§ PROBLEM DETAILS
Each line that holds the word "this" should be returned.

• • • •

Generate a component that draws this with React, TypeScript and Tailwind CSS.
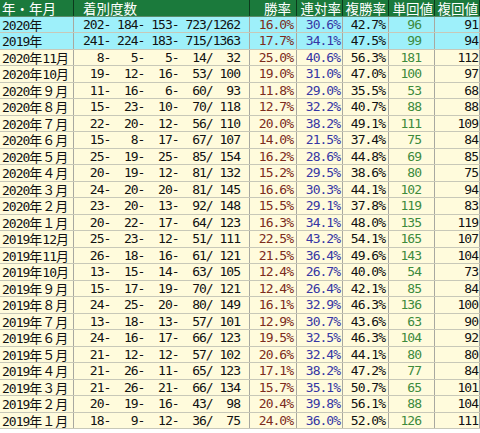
import React from "react";

type Row = {
  label: string;
  counts: [number, number, number, number, number];
  win: string;
  rentai: string;
  fukusho: string;
  tan: number;
  fuku: number;
  total?: boolean;
};

const rows: Row[] = [
  { label: "2020年", counts: [202, 184, 153, 723, 1262], win: "16.0", rentai: "30.6", fukusho: "42.7", tan: 96, fuku: 91, total: true },
  { label: "2019年", counts: [241, 224, 183, 715, 1363], win: "17.7", rentai: "34.1", fukusho: "47.5", tan: 99, fuku: 94, total: true },
  { label: "2020年11月", counts: [8, 5, 5, 14, 32], win: "25.0", rentai: "40.6", fukusho: "56.3", tan: 181, fuku: 112 },
  { label: "2020年10月", counts: [19, 12, 16, 53, 100], win: "19.0", rentai: "31.0", fukusho: "47.0", tan: 100, fuku: 97 },
  { label: "2020年９月", counts: [11, 16, 6, 60, 93], win: "11.8", rentai: "29.0", fukusho: "35.5", tan: 53, fuku: 68 },
  { label: "2020年８月", counts: [15, 23, 10, 70, 118], win: "12.7", rentai: "32.2", fukusho: "40.7", tan: 88, fuku: 88 },
  { label: "2020年７月", counts: [22, 20, 12, 56, 110], win: "20.0", rentai: "38.2", fukusho: "49.1", tan: 111, fuku: 109 },
  { label: "2020年６月", counts: [15, 8, 17, 67, 107], win: "14.0", rentai: "21.5", fukusho: "37.4", tan: 75, fuku: 84 },
  { label: "2020年５月", counts: [25, 19, 25, 85, 154], win: "16.2", rentai: "28.6", fukusho: "44.8", tan: 69, fuku: 85 },
  { label: "2020年４月", counts: [20, 19, 12, 81, 132], win: "15.2", rentai: "29.5", fukusho: "38.6", tan: 80, fuku: 75 },
  { label: "2020年３月", counts: [24, 20, 20, 81, 145], win: "16.6", rentai: "30.3", fukusho: "44.1", tan: 102, fuku: 94 },
  { label: "2020年２月", counts: [23, 20, 13, 92, 148], win: "15.5", rentai: "29.1", fukusho: "37.8", tan: 119, fuku: 83 },
  { label: "2020年１月", counts: [20, 22, 17, 64, 123], win: "16.3", rentai: "34.1", fukusho: "48.0", tan: 135, fuku: 119 },
  { label: "2019年12月", counts: [25, 23, 12, 51, 111], win: "22.5", rentai: "43.2", fukusho: "54.1", tan: 165, fuku: 107 },
  { label: "2019年11月", counts: [26, 18, 16, 61, 121], win: "21.5", rentai: "36.4", fukusho: "49.6", tan: 143, fuku: 104 },
  { label: "2019年10月", counts: [13, 15, 14, 63, 105], win: "12.4", rentai: "26.7", fukusho: "40.0", tan: 54, fuku: 73 },
  { label: "2019年９月", counts: [15, 17, 19, 70, 121], win: "12.4", rentai: "26.4", fukusho: "42.1", tan: 85, fuku: 84 },
  { label: "2019年８月", counts: [24, 25, 20, 80, 149], win: "16.1", rentai: "32.9", fukusho: "46.3", tan: 136, fuku: 100 },
  { label: "2019年７月", counts: [13, 18, 13, 57, 101], win: "12.9", rentai: "30.7", fukusho: "43.6", tan: 63, fuku: 90 },
  { label: "2019年６月", counts: [24, 16, 17, 66, 123], win: "19.5", rentai: "32.5", fukusho: "46.3", tan: 104, fuku: 92 },
  { label: "2019年５月", counts: [21, 12, 12, 57, 102], win: "20.6", rentai: "32.4", fukusho: "44.1", tan: 80, fuku: 80 },
  { label: "2019年４月", counts: [21, 26, 11, 65, 123], win: "17.1", rentai: "38.2", fukusho: "47.2", tan: 77, fuku: 84 },
  { label: "2019年３月", counts: [21, 26, 21, 66, 134], win: "15.7", rentai: "35.1", fukusho: "50.7", tan: 65, fuku: 101 },
  { label: "2019年２月", counts: [20, 19, 16, 43, 98], win: "20.4", rentai: "39.8", fukusho: "56.1", tan: 88, fuku: 104 },
  { label: "2019年１月", counts: [18, 9, 12, 36, 75], win: "24.0", rentai: "36.0", fukusho: "52.0", tan: 126, fuku: 111 },
];

const pad = (n: number, w: number) => String(n).padStart(w, " ");

const countText = (c: Row["counts"]) =>
  `${pad(c[0], 3)}- ${pad(c[1], 3)}- ${pad(c[2], 3)}- ${pad(c[3], 3)}/${pad(c[4], 4)}`;

const mono = "font-['DejaVu_Sans_Mono',monospace] text-[13px] tracking-[-1px] whitespace-pre";
const cjk = "font-['Noto_Sans_CJK_JP',sans-serif] text-[13px]";

// ascii digits go in the narrow mono face, kanji / full-width digits stay full width
function Label({ text }: { text: string }) {
  const parts = text.split(/([0-9]+)/).filter(Boolean);
  return (
    <>
      {parts.map((p, i) =>
        /^[0-9]+$/.test(p) ? (
          <span key={i} className={mono}>{p}</span>
        ) : (
          <span key={i} className={cjk}>{p}</span>
        )
      )}
    </>
  );
}

export default function App() {
  return (
    <div className="w-[480px] h-[433px] bg-white">
      {/* header */}
      <div className="grid grid-cols-[74px_176px_47px_46px_46px_46px_45px] h-[16.5px] bg-[#1b7a3c] text-white font-['Noto_Sans_CJK_JP',sans-serif] text-[13.5px] leading-[16px] border-b border-[#5a8a6a]">
        <div className="pl-[2px] border-r border-[#0c3a1c]">年・年月</div>
        <div className="pl-[9px] border-r border-[#0c3a1c]">着別度数</div>
        <div className="text-right pr-[5px] border-r border-[#0c3a1c]">勝率</div>
        <div className="text-right pr-[1px] border-r border-[#0c3a1c]">連対率</div>
        <div className="text-right pr-[2px] border-r border-[#0c3a1c]">複勝率</div>
        <div className="text-right pr-[1px] border-r border-[#0c3a1c]">単回値</div>
        <div className="text-right pr-[1px] border-r border-[#0c3a1c]">複回値</div>
      </div>

      {rows.map((r) => (
        <div
          key={r.label}
          className={`grid grid-cols-[74px_176px_47px_46px_46px_46px_45px] h-[16.5px] leading-[15.5px] border-b border-[#c8c8b8] ${
            r.total ? "bg-[#9ef0fa]" : "bg-[#fffbdc]"
          }`}
        >
          <div className="pl-[2px] border-r border-[#a8a8a0] text-[#111] whitespace-nowrap overflow-hidden">
            <Label text={r.label} />
          </div>
          <div className={`text-right pr-[9px] border-r border-[#a8a8a0] text-[#111] ${mono}`}>{countText(r.counts)}</div>
          <div className={`text-right pr-[3px] border-r border-[#a8a8a0] text-[#7c2c1c] ${mono}`}>{r.win}%</div>
          <div className={`text-right pr-[2px] border-r border-[#a8a8a0] text-[#3636a4] ${mono}`}>{r.rentai}%</div>
          <div className={`text-right pr-[3px] border-r border-[#a8a8a0] text-[#111] ${mono}`}>{r.fukusho}%</div>
          <div className={`text-right pr-[13px] border-r border-[#a8a8a0] text-[#3d8a3d] ${mono}`}>{r.tan}</div>
          <div className={`text-right pr-[1px] border-r border-[#a8a8a0] text-[#111] ${mono}`}>{r.fuku}</div>
        </div>
      ))}
    </div>
  );
}
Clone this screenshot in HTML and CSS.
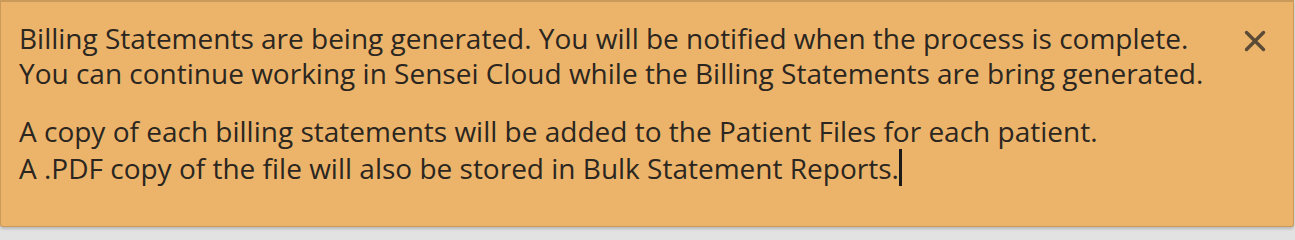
FILE: index.html
```html
<!DOCTYPE html>
<html lang="en">
<head>
<meta charset="utf-8">
<title>Billing Statements</title>
<link rel="stylesheet" href="styles.css">
</head>
<body>
<div class="alert">
  <div class="alert-body">
    <p class="para">Billing Statements are being generated. You will be notified when the process is complete.<br>You can continue working in Sensei Cloud while the Billing Statements are bring generated.</p>
    <p class="para">A copy of each billing statements will be added to the Patient Files for each patient.<br>A .PDF copy of the file will also be stored in Bulk Statement Reports.<span class="caret"></span></p>
  </div>
  <button class="close" aria-label="Close">
    <svg width="22" height="22" viewBox="0 0 22 22"><path d="M2.5 2.5 L19.5 19.5 M19.5 2.5 L2.5 19.5" stroke="#5b4a36" stroke-width="3.4" stroke-linecap="round"/></svg>
  </button>
</div>
</body>
</html>
```
FILE: styles.css
```css
html, body {
  margin: 0;
  padding: 0;
  background: #e2e2e2;
}
body {
  width: 1295px;
  height: 231px;
  overflow: hidden;
}
.alert {
  box-sizing: border-box;
  width: 1294px;
  height: 227px;
  background: #ecb46b;
  border: 1px solid #c99a5a;
  border-top-width: 2px;
  border-radius: 0 0 3px 3px;
  box-shadow: 0 2px 3px rgba(0,0,0,0.18);
  display: flex;
  align-items: flex-start;
  padding: 19px 27px 0 18px;
  font-family: "Open Sans", "Noto Sans", sans-serif;
  font-size: 28px;
  line-height: 35px;
  color: #2b2620;
}
.alert-body {
  flex: 1;
  white-space: nowrap;
}
.para {
  margin: 0 0 23px 0;
}
.caret {
  display: inline-block;
  width: 3px;
  height: 37px;
  background: #1a1a1a;
  vertical-align: -7px;
}
.close {
  border: 0;
  background: none;
  padding: 0;
  margin-top: 9px;
  width: 22px;
  height: 22px;
  cursor: pointer;
}
.close svg {
  display: block;
}
```
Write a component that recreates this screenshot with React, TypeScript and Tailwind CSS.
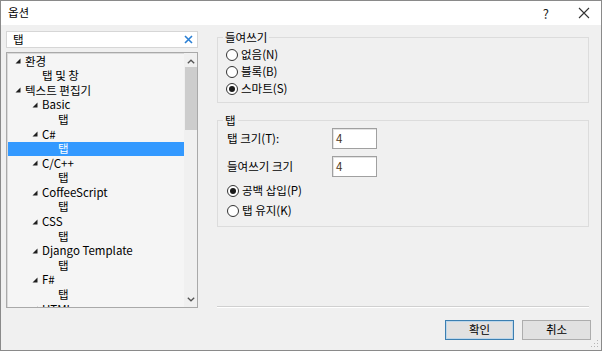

• • • •

§ RESPONSE BELOW
Generate a component that draws this with React, TypeScript and Tailwind CSS.
Clone this screenshot in HTML and CSS.
Write a component that recreates this screenshot with React, TypeScript and Tailwind CSS.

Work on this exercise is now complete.